The Keystone XL Pipeline has been the subject of many arguments, but last weekend on March 2, students from all over the US gathered in Washington D.C. to express their disapproval of the pipeline’s expansion.
A group of Syracuse University students from Divest SU and ESF were among those in the crowd, calling for action against the pipeline. Almost 400 people were arrested, according to an Occupy.com article, with more than 1,000 taking part in the protest.
“Decision makers in DC could turn off their TV sets, but they could not press mute on the protesters shouting for justice outside their buildings,” said Alexander Vélez Burgos, a sophomore philosophy and international relations major.
The Keystone XL pipeline, also known as the pipeline’s fourth phase, is an extension of an existing pipeline from Alberta, Canada to refineries in Nebraska, Illinois, and Texas. If approved, it will be transporting approximately 830,000 barrels of crude oil a day, according to a Feb. 4 Washington Post article.
Barack Obama rejected TransCanada’s permit to create the pipeline in Feb. 2012, because his officials did not have enough time to review the permit.
Jasmin Durán, a junior international relations major, expressed her frustration with not only the environmental impact the pipeline can have, but its affect on the surrounding communities as well.
“Instead of exacerbating our dependency on ‘dirty oil,’ there should be some efforts focusing on renewable sources of energy,” Durán said. “It’s time to stop exploiting our planet in the way that we have.”
And this is what Durán hoped to achieve when she protested her way up Pennsylvania Avenue to the White House. The most important success this protest achieved was gathering the youth together against an environmental issue and becoming “proactive forces and agents of change” in this society, she added.
Burgos, who participated in the protest for similar reasons, pointed out the importance of executing a person’s actions, instead of simply using words.
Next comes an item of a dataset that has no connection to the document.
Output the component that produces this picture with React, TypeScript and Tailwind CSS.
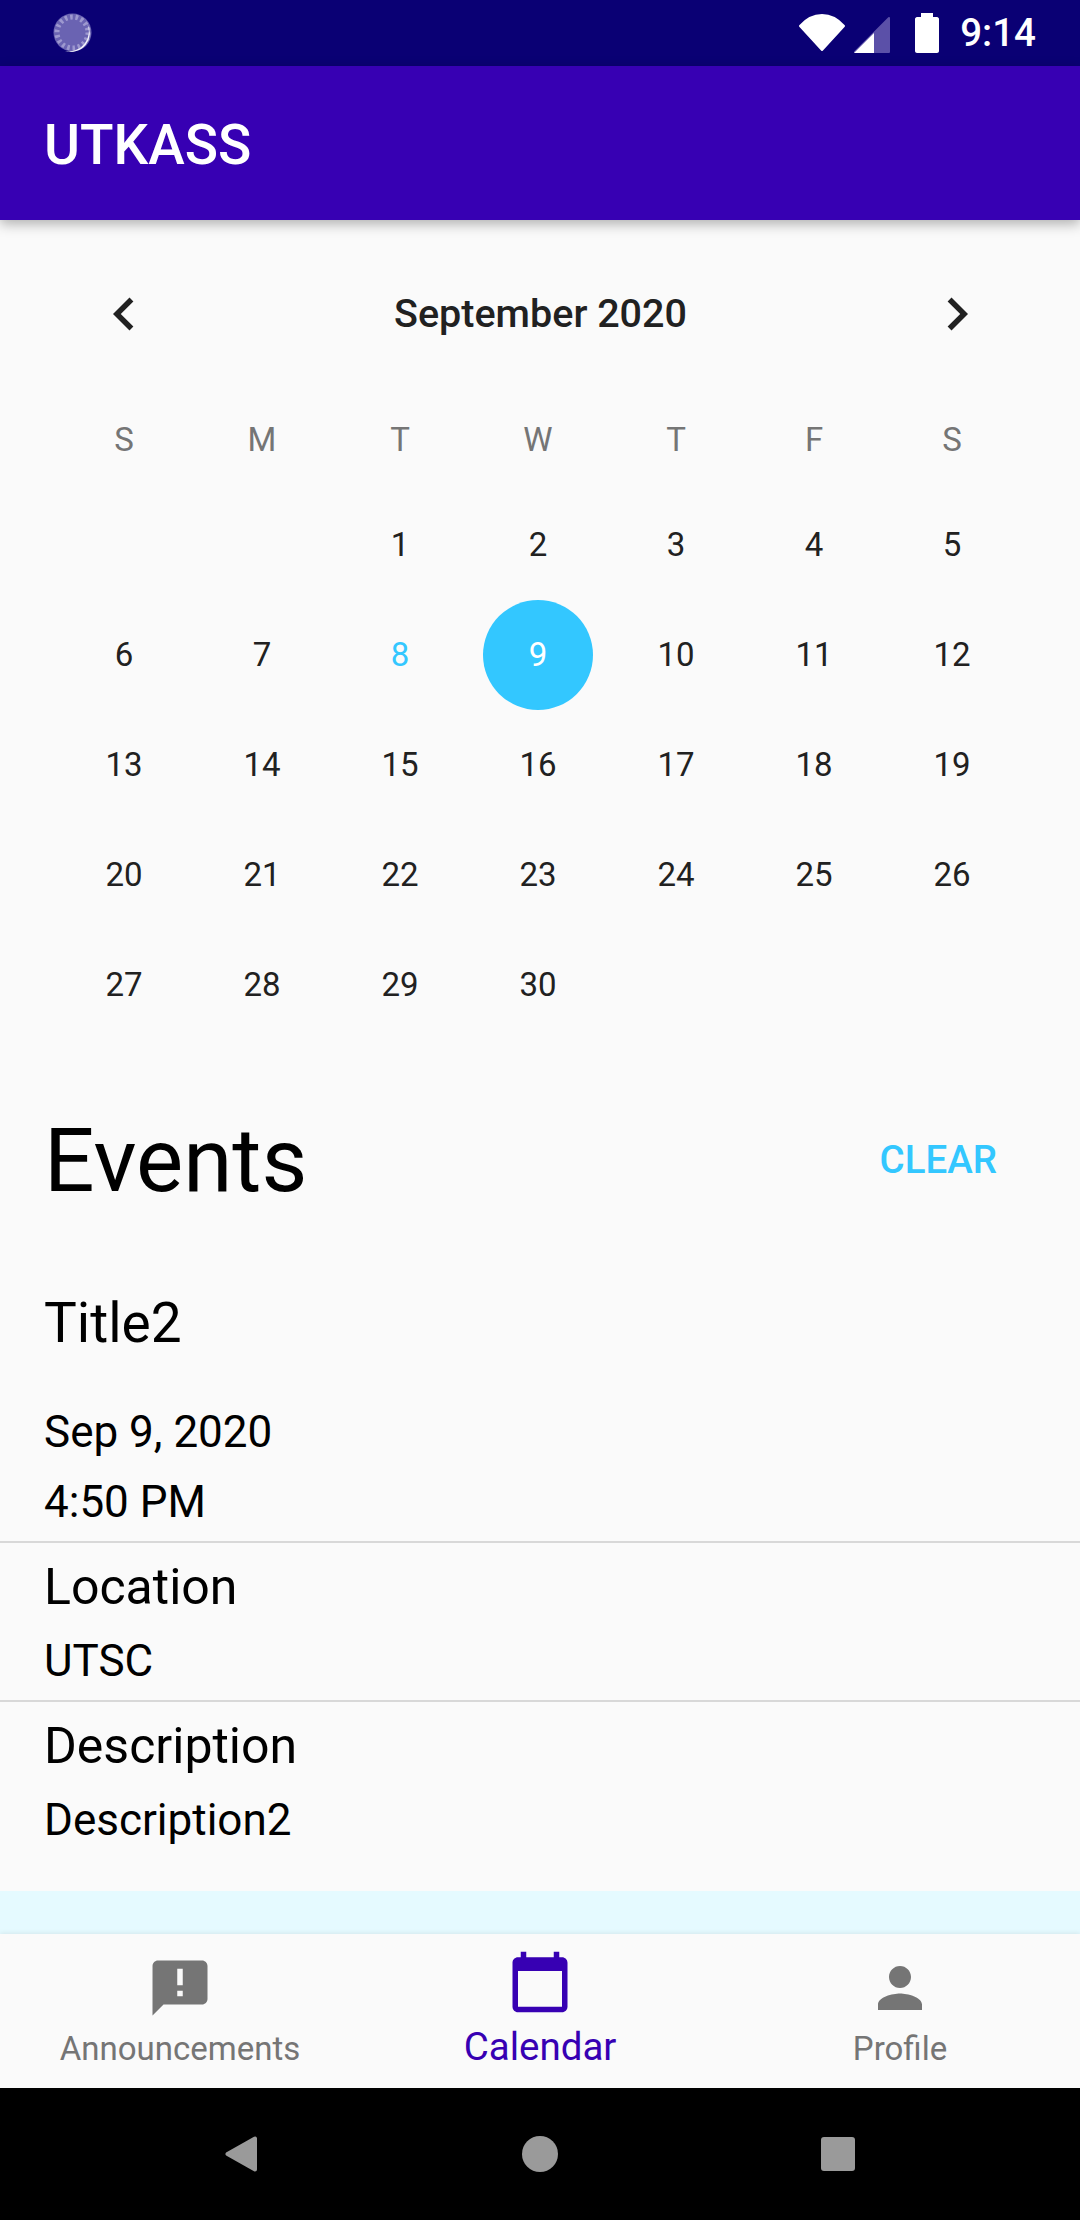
const purple = "#3700b3";

const weekdays = ["S", "M", "T", "W", "T", "F", "S"];
const days: (number | null)[] = [
  null, null, 1, 2, 3, 4, 5,
  6, 7, 8, 9, 10, 11, 12,
  13, 14, 15, 16, 17, 18, 19,
  20, 21, 22, 23, 24, 25, 26,
  27, 28, 29, 30, null, null, null,
];

function Icon({ d, className }: { d: string; className: string }) {
  return (
    <svg viewBox="0 0 24 24" className={className} fill="currentColor">
      <path d={d} />
    </svg>
  );
}

function StatusBar() {
  return (
    <div className="h-[66px] bg-[#0a0074] flex items-center pl-[53px] pr-[44px] text-white">
      <svg viewBox="0 0 40 40" className="w-[40px] h-[40px]">
        <circle cx="19.5" cy="19.5" r="19" fill="#6a63b2" />
        <circle cx="19.5" cy="19.5" r="15.5" fill="none" stroke="#9d98cf" strokeWidth="5" strokeDasharray="2.6 2.8" />
        <path d="M34 10 A20 20 0 0 1 12 38 A19 19 0 0 0 34 10 Z" fill="#f2f2fa" />
      </svg>
      <div className="flex-1" />
      <svg viewBox="0 0 48 38" className="w-[48px] h-[38px]" fill="white" stroke="white" strokeWidth="2" strokeLinejoin="round">
        <path d="M24 36 L2 12 C8 5 15 1 24 1 C33 1 40 5 46 12 Z" />
      </svg>
      <svg viewBox="0 0 38 38" className="w-[38px] h-[38px] ml-[7px] mt-[3px]" strokeLinejoin="round">
        <path d="M36 2 V36 H2 Z" fill="#5b50a8" stroke="#5b50a8" strokeWidth="2" />
        <path d="M21 17 V37 H1 Z" fill="#ffffff" />
      </svg>
      <svg viewBox="0 0 24 40" className="w-[24px] h-[40px] ml-[24px]" fill="currentColor">
        <path d="M6 0 H18 V4 H22 C23 4 24 5 24 6 V38 C24 39 23 40 22 40 H2 C1 40 0 39 0 38 V6 C0 5 1 4 2 4 H6 Z" />
      </svg>
      <span className="ml-[21px] text-[38.5px] leading-none font-medium">9:14</span>
    </div>
  );
}

function CalendarView() {
  return (
    <div className="pt-[38px] pl-[55px] pr-[59px]">
      <div className="h-[110px] flex items-center justify-between pl-[36px] pr-[31px] pt-[2px] text-[#212121]">
        <Icon className="w-[66px] h-[66px]" d="M15.41 7.41 14 6l-6 6 6 6 1.41-1.41L10.83 12z" />
        <span className="text-[39.5px] font-medium">September 2020</span>
        <Icon className="w-[66px] h-[66px]" d="M10 6 8.59 7.41 13.17 12l-4.58 4.59L10 18l6-6z" />
      </div>
      <div className="grid grid-cols-7 mt-[28px] h-[88px] items-center text-center text-[33px] text-[#757575]">
        {weekdays.map((day, i) => (
          <span key={i}>{day}</span>
        ))}
      </div>
      <div className="grid grid-cols-7 mt-[6px] auto-rows-[110px] text-[33px] text-[#212121]">
        {days.map((day, i) => (
          <div key={i} className="flex items-center justify-center">
            {day === 9 ? (
              <span className="w-[110px] h-[110px] rounded-full bg-[#33c7ff] text-white flex items-center justify-center">{day}</span>
            ) : (
              <span className={day === 8 ? "text-[#33c7ff]" : ""}>{day}</span>
            )}
          </div>
        ))}
      </div>
    </div>
  );
}

function EventDetails() {
  return (
    <div className="text-black">
      <div className="flex items-center justify-between h-[120px] mt-[60px] pl-[44px] pr-[83px]">
        <span className="text-[89px] leading-none">Events</span>
        <span className="text-[38.5px] font-medium text-[#33c7ff]">CLEAR</span>
      </div>
      <div className="pl-[44px] text-[44px]">
        <div className="text-[55px] leading-[60px] mt-[73px]">Title2</div>
        <div className="leading-[70px] mt-[44px]">Sep 9, 2020</div>
        <div className="leading-[70px]">4:50 PM</div>
      </div>
      <div className="h-[2px] bg-[#d8d8d8] mt-[4px]" />
      <div className="pl-[44px]">
        <div className="text-[50px] leading-[60px] mt-[14px]">Location</div>
        <div className="text-[44px] leading-[60px] mt-[14px]">UTSC</div>
      </div>
      <div className="h-[2px] bg-[#d8d8d8] mt-[9px]" />
      <div className="pl-[44px]">
        <div className="text-[50px] leading-[60px] mt-[14px]">Description</div>
        <div className="text-[44px] leading-[60px] mt-[14px]">Description2</div>
      </div>
    </div>
  );
}

function BottomTabs() {
  return (
    <div className="h-[154px] bg-[#fafafa] grid grid-cols-3 shadow-[0_-1px_5px_rgba(0,0,0,0.08)]">
      <div className="flex flex-col items-center pt-[21px] text-[#757575]">
        <Icon className="w-[66px] h-[66px]" d="M20 2H4c-1.1 0-1.99.9-1.99 2L2 22l4-4h14c1.1 0 2-.9 2-2V4c0-1.1-.9-2-2-2zm-7 9h-2V5h2v6zm0 4h-2v-2h2v2z" />
        <span className="text-[33px] leading-[40px] mt-[8px]">Announcements</span>
      </div>
      <div className="flex flex-col items-center pt-[15px] text-[#3700b3]">
        <Icon className="w-[66px] h-[66px]" d="M20 3h-1V1h-2v2H7V1H5v2H4c-1.1 0-2 .9-2 2v16c0 1.1.9 2 2 2h16c1.1 0 2-.9 2-2V5c0-1.1-.9-2-2-2zm0 18H4V8h16v13z" />
        <span className="text-[38.5px] leading-[44px] mt-[10px]">Calendar</span>
      </div>
      <div className="flex flex-col items-center pt-[21px] text-[#757575]">
        <Icon className="w-[66px] h-[66px]" d="M12 12c2.21 0 4-1.79 4-4s-1.79-4-4-4-4 1.79-4 4 1.79 4 4 4zm0 2c-2.67 0-8 1.34-8 4v2h16v-2c0-2.66-5.33-4-8-4z" />
        <span className="text-[33px] leading-[40px] mt-[8px]">Profile</span>
      </div>
    </div>
  );
}

function NavBar() {
  return (
    <div className="h-[132px] bg-black flex items-center justify-center text-[#9a9a9a]">
      <svg viewBox="0 0 32 36" className="w-[32px] h-[36px]" fill="currentColor" stroke="currentColor" strokeWidth="4" strokeLinejoin="round">
        <path d="M30 2.5 V33.5 L2.5 18 Z" />
      </svg>
      <div className="w-[36px] h-[36px] rounded-full bg-[#9a9a9a] ml-[265px]" />
      <div className="w-[34px] h-[34px] rounded-[3px] bg-[#9a9a9a] ml-[263px]" />
    </div>
  );
}

export default function App() {
  return (
    <div className="w-[1080px] h-[2220px] flex flex-col bg-[#fafafa] overflow-hidden font-['Roboto',sans-serif]">
      <StatusBar />
      <div className="h-[154px] flex items-center pl-[44px] pt-[4px] text-white text-[55px] font-medium relative z-10 shadow-[0_4px_12px_rgba(0,0,0,0.3)]" style={{ backgroundColor: purple }}>
        UTKASS
      </div>
      <div className="flex-1 overflow-hidden flex flex-col">
        <div className="flex-1">
          <CalendarView />
          <EventDetails />
        </div>
        <div className="h-[43px] bg-[#e5faff]" />
      </div>
      <BottomTabs />
      <NavBar />
    </div>
  );
}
“I wanted to be part of the society that went to the streets saying, ‘Stop! Rethink what you are doing,’ instead of the docile part of society that kicks back in [their] room posting [on] Facebook whatever ‘trends’ they can criticize to get a couple of ‘likes,”’ Burgos said.
Supporters of the pipeline said it could create tens of thousands of jobs. However, the US Department of State’s report on the Keystone XL Project said it would actually create 1,950 jobs over a 2-year period, with only 50 permanent jobs once the construction is over.
“This pipeline won’t really impact the growth of the US economy in the way it is portrayed,” Burgos said.
The report adds a specific number to this ‘growth’ in the economy, accounting for 0.02 percent of the US’s gross domestic product. However, transporting 830,000 barrels of oil a day will cause an estimated 28 to 42 percent rise in greenhouse gas emissions. When comparing 0.02 percent and 28 to 42 percent, it is obvious the consequences outweigh the benefits.
These consequences were obvious to Ella Mendonsa, a junior political science and policy studies major, who said there are many environmental movements around the US trying to improve the pollution and damages of big oil companies.
The pipeline also carries one of the worst forms of crude oil, said Mendonsa.
“The Keystone XL pipeline is one of the few fossil fuel projects being implemented on a national level that will cause new fresh damage and pollution on such a large scale,” she added.
After numerous people joined together and protested for what they believed in, Mendonsa thinks “Obama has taken note.”
“If no political action is reached,” she said, “then at the very least this protest has galvanized our generation into working together to achieve political action on climate change.”